Direction
From the entries below, please gather each line containing the string "components".
--- begin Data ---
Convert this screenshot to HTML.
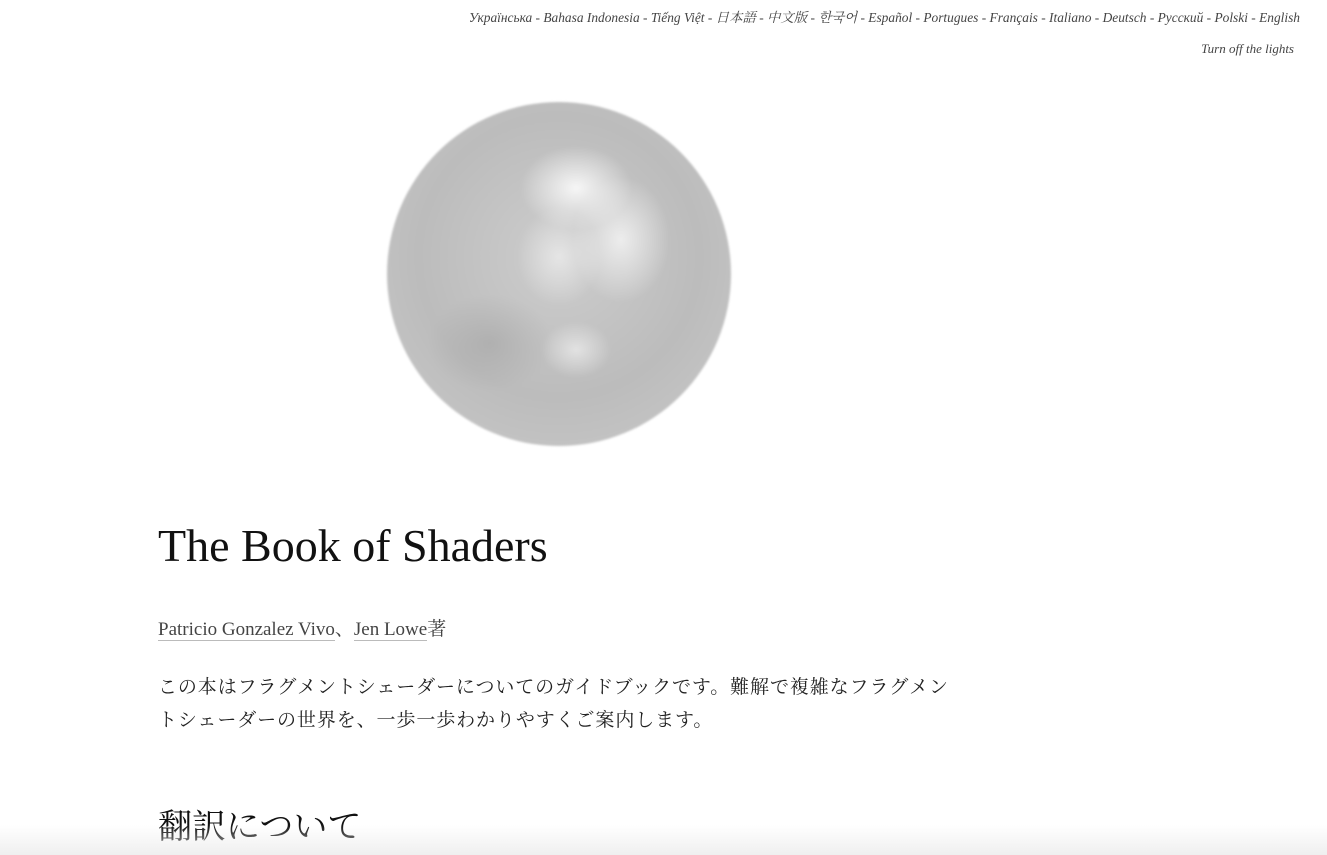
--- end Data ---
--- begin Data ---
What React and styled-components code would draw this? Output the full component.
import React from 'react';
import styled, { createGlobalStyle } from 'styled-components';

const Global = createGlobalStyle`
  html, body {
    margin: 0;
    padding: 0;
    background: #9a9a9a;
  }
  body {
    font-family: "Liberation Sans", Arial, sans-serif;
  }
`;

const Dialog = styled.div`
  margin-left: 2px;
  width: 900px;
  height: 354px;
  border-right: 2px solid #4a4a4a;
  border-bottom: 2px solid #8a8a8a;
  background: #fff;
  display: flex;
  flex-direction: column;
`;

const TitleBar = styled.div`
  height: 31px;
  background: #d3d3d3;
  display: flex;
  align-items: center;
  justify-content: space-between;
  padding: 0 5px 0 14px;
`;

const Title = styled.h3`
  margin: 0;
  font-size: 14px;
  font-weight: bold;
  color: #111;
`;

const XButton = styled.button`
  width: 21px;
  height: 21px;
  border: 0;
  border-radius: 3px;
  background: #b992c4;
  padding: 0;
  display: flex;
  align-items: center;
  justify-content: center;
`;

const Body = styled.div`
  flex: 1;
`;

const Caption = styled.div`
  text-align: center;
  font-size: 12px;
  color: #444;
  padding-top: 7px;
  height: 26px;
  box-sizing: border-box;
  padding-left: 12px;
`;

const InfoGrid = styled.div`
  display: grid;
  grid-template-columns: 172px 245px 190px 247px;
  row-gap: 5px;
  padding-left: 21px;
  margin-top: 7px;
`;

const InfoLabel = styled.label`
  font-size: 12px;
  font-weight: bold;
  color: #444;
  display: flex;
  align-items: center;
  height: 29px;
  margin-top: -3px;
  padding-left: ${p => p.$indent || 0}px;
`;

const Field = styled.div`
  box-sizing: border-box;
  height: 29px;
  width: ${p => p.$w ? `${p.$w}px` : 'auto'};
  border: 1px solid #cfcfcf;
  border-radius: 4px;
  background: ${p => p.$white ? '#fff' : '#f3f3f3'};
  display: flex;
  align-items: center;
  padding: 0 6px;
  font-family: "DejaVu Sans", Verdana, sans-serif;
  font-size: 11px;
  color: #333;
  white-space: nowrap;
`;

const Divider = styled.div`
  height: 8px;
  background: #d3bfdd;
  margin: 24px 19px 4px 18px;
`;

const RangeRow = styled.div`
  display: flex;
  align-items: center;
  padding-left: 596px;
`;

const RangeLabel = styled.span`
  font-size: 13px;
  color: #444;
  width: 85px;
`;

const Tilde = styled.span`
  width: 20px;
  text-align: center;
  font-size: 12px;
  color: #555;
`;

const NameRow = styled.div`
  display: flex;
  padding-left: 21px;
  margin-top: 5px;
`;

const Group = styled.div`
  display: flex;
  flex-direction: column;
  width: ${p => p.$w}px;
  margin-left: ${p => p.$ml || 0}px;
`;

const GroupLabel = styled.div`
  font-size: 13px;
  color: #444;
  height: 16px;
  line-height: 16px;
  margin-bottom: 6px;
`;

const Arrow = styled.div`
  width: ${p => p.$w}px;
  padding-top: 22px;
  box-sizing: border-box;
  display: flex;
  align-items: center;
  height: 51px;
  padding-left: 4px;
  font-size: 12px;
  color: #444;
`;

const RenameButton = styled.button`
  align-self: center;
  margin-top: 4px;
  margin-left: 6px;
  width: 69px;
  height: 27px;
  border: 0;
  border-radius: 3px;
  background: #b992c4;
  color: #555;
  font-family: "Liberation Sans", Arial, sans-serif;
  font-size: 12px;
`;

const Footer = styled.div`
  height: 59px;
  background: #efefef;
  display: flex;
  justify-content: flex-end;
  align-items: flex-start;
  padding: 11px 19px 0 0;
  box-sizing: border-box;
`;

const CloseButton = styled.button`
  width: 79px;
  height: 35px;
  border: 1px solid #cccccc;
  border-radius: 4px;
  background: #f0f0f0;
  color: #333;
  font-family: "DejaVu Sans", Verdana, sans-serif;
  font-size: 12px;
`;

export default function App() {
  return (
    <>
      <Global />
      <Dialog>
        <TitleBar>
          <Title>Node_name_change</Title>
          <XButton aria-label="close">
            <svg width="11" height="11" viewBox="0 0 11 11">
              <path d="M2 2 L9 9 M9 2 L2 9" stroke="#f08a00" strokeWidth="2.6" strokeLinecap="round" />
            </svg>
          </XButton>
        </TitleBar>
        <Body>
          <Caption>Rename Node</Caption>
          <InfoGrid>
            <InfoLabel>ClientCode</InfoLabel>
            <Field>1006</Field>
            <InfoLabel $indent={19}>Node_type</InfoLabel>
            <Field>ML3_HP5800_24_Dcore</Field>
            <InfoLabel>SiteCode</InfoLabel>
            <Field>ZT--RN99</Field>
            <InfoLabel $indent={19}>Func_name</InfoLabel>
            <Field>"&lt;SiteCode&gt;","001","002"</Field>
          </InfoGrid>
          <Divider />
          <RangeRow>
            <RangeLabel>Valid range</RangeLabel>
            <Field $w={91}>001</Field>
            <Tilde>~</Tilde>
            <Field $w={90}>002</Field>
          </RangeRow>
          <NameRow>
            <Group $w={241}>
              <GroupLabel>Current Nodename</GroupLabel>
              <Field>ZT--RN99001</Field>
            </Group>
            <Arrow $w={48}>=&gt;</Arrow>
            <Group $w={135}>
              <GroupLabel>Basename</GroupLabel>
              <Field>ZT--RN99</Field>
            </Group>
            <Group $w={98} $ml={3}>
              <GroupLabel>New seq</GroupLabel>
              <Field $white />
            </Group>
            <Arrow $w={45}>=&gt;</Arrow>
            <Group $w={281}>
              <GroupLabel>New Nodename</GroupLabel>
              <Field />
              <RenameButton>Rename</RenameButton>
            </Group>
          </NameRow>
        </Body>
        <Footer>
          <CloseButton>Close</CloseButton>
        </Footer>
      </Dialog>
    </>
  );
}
--- end Data ---
Solution to this exercise
What React and styled-components code would draw this? Output the full component.
import styled, { createGlobalStyle } from 'styled-components';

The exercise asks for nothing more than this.